>> Begin RECORDS SUPPLIED

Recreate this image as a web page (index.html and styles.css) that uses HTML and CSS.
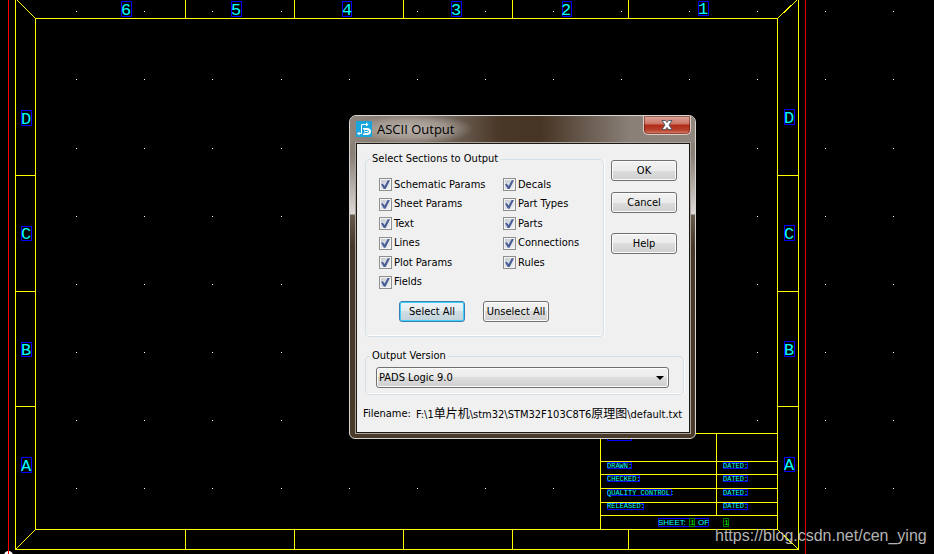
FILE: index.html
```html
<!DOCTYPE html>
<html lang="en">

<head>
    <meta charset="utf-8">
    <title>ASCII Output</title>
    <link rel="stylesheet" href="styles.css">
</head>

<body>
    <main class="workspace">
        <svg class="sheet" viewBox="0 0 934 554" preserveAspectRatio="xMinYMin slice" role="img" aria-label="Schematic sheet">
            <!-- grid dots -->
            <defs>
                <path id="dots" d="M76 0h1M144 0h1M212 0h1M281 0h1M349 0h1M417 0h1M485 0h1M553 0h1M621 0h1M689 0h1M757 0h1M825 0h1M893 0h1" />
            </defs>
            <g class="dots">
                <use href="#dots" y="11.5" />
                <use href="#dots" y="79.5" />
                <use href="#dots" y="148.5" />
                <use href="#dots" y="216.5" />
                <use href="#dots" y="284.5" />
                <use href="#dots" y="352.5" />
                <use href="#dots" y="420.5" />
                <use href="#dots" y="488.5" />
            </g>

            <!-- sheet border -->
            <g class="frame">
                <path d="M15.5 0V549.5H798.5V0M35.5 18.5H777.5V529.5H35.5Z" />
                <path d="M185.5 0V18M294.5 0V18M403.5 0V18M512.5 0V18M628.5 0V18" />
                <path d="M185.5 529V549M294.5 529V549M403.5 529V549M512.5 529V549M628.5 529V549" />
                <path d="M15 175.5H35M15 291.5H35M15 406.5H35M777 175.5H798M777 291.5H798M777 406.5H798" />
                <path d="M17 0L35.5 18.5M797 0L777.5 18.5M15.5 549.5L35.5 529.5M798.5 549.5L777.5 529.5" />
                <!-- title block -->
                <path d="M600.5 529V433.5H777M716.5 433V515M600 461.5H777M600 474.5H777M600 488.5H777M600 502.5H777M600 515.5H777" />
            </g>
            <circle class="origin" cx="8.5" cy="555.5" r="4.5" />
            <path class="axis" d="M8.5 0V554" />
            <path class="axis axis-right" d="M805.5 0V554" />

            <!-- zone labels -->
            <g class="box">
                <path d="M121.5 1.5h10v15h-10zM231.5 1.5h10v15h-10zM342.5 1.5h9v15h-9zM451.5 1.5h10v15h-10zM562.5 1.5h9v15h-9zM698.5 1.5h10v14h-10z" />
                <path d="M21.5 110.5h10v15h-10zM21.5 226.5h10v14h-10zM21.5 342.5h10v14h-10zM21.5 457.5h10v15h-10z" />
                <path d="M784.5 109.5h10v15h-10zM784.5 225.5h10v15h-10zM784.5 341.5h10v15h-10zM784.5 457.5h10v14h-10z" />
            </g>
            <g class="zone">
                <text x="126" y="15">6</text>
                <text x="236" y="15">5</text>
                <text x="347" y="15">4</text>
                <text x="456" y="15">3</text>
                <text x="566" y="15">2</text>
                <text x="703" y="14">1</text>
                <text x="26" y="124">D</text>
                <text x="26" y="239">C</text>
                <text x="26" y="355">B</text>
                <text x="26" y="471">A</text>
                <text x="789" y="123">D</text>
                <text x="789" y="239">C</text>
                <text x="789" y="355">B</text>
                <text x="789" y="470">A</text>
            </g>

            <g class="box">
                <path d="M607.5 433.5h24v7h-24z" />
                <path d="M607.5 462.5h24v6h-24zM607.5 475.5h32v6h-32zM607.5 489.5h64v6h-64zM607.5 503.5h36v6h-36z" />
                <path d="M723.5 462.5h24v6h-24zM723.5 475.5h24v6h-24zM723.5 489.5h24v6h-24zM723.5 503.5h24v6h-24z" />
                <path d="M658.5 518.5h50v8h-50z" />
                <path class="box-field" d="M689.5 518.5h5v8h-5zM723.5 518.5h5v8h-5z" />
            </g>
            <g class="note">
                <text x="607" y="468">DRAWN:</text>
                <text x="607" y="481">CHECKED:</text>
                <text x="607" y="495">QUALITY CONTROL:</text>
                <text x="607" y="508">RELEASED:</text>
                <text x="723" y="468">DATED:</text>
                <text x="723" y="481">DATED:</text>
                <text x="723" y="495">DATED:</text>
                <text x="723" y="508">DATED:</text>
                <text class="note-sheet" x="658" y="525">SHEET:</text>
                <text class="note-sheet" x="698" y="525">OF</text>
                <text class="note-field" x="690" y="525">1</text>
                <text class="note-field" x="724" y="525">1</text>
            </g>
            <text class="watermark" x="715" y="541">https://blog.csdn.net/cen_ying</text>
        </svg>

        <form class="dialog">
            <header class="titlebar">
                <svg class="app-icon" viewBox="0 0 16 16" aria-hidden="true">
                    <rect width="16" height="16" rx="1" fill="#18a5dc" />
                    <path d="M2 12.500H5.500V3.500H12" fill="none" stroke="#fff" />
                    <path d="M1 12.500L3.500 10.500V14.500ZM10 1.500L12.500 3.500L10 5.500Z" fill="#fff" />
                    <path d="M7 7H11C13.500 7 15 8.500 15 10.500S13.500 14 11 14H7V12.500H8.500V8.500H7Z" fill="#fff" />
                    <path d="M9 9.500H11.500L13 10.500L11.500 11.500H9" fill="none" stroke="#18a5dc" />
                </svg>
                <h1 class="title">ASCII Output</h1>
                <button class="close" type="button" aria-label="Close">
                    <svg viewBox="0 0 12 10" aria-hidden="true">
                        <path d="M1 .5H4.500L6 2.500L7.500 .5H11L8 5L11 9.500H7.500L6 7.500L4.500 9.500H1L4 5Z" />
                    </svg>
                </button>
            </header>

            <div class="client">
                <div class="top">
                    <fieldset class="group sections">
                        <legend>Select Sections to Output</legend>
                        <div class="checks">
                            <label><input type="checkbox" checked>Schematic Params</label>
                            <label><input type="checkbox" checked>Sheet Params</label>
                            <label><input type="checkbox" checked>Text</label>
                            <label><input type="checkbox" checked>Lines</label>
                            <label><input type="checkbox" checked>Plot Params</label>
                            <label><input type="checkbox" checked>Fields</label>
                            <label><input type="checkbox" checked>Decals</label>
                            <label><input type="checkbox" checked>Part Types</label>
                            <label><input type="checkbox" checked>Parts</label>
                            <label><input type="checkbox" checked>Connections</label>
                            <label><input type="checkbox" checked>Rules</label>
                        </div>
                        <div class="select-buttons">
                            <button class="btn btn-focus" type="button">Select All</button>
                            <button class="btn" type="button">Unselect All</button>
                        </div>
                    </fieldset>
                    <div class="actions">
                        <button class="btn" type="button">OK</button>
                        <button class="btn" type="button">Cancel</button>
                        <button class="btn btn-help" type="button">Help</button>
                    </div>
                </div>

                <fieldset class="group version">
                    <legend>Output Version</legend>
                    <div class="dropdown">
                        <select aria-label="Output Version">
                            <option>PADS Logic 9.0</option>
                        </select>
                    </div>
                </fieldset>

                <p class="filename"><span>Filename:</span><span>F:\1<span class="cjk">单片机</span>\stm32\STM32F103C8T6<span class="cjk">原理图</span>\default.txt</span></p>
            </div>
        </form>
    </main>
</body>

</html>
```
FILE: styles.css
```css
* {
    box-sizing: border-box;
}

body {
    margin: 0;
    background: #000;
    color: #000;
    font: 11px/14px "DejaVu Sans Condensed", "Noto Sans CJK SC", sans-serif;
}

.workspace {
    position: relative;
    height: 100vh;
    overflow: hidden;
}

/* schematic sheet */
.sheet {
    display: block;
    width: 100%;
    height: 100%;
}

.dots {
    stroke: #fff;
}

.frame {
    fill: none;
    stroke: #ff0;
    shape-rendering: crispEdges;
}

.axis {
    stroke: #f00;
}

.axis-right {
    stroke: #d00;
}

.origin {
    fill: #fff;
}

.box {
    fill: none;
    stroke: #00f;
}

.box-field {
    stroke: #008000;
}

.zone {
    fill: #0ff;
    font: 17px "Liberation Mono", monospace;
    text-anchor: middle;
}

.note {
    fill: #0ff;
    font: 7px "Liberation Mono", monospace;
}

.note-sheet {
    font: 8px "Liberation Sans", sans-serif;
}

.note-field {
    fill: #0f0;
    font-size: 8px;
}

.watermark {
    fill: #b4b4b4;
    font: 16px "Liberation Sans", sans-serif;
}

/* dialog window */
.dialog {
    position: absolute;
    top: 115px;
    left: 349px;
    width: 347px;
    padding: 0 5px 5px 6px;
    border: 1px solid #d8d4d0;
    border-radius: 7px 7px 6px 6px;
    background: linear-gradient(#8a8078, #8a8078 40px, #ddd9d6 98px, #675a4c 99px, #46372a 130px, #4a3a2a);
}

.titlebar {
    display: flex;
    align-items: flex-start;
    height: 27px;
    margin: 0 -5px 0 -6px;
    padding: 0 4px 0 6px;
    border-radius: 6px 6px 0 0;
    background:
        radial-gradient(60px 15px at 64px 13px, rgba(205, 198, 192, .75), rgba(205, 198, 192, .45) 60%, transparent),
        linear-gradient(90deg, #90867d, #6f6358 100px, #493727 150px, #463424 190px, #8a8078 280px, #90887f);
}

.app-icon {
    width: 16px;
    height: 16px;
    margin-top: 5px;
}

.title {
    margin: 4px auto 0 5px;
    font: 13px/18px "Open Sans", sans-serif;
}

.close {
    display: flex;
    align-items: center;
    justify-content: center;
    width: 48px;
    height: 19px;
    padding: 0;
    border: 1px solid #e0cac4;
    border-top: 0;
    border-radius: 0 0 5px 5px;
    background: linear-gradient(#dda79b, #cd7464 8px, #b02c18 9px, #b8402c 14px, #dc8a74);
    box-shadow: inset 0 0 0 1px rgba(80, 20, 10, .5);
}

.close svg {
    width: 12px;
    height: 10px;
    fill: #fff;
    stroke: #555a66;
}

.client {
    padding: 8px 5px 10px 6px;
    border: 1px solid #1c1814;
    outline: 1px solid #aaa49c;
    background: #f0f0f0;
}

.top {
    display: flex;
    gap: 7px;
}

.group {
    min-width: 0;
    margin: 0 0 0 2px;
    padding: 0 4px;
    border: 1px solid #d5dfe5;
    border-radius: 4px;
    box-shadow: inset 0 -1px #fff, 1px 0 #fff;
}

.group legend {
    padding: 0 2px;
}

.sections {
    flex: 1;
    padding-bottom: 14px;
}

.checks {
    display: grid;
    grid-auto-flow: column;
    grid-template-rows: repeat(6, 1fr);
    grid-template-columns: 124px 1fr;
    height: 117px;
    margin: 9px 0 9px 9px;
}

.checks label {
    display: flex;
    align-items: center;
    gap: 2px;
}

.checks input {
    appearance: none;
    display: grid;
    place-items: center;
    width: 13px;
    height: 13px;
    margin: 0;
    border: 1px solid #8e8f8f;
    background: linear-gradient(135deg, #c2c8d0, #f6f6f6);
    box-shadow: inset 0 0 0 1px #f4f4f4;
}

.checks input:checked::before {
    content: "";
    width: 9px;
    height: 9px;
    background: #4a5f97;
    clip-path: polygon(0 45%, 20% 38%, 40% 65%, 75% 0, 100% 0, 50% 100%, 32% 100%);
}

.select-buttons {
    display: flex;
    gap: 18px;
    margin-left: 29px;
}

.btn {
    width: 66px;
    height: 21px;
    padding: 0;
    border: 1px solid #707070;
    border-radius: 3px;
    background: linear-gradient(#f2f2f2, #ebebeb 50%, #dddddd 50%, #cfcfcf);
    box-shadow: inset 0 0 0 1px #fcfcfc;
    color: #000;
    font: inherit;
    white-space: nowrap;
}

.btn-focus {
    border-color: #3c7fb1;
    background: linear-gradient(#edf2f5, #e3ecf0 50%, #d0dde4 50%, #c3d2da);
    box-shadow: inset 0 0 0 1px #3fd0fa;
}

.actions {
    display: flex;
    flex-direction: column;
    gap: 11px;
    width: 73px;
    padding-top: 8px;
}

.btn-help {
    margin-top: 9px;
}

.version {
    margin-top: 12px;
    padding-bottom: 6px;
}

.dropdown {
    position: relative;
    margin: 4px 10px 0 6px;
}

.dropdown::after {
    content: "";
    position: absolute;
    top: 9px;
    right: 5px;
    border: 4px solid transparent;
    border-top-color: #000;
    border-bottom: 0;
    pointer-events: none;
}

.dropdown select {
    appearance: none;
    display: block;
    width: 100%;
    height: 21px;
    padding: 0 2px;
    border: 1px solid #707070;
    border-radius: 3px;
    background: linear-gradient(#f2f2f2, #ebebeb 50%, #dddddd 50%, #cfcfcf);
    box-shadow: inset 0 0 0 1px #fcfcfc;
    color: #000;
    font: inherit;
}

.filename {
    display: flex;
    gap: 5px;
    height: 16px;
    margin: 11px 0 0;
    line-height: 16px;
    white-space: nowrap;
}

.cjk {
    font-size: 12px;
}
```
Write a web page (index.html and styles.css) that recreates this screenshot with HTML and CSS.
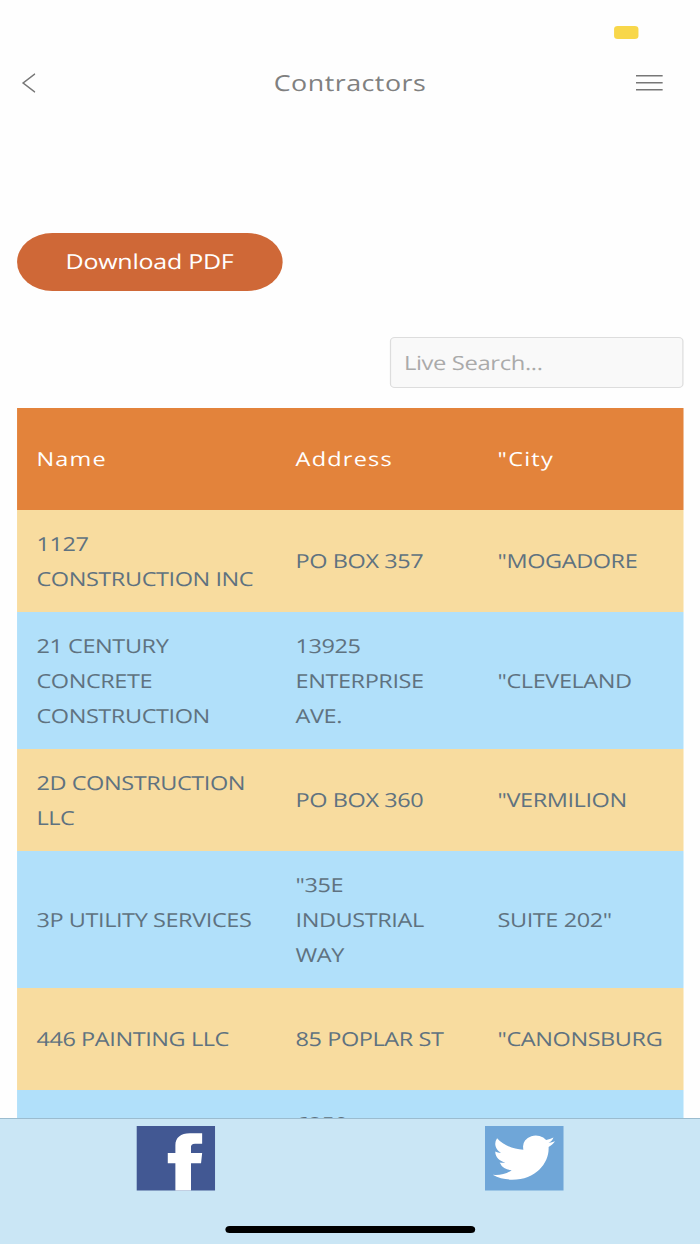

>> End RECORDS SUPPLIED

THE REQUEST
Copy every line of the records above that holds the word "index".

ANSWER TO THE TASK
Recreate this image as a web page (index.html and styles.css) that uses HTML and CSS.
FILE: index.html
Write a web page (index.html and styles.css) that recreates this screenshot with HTML and CSS.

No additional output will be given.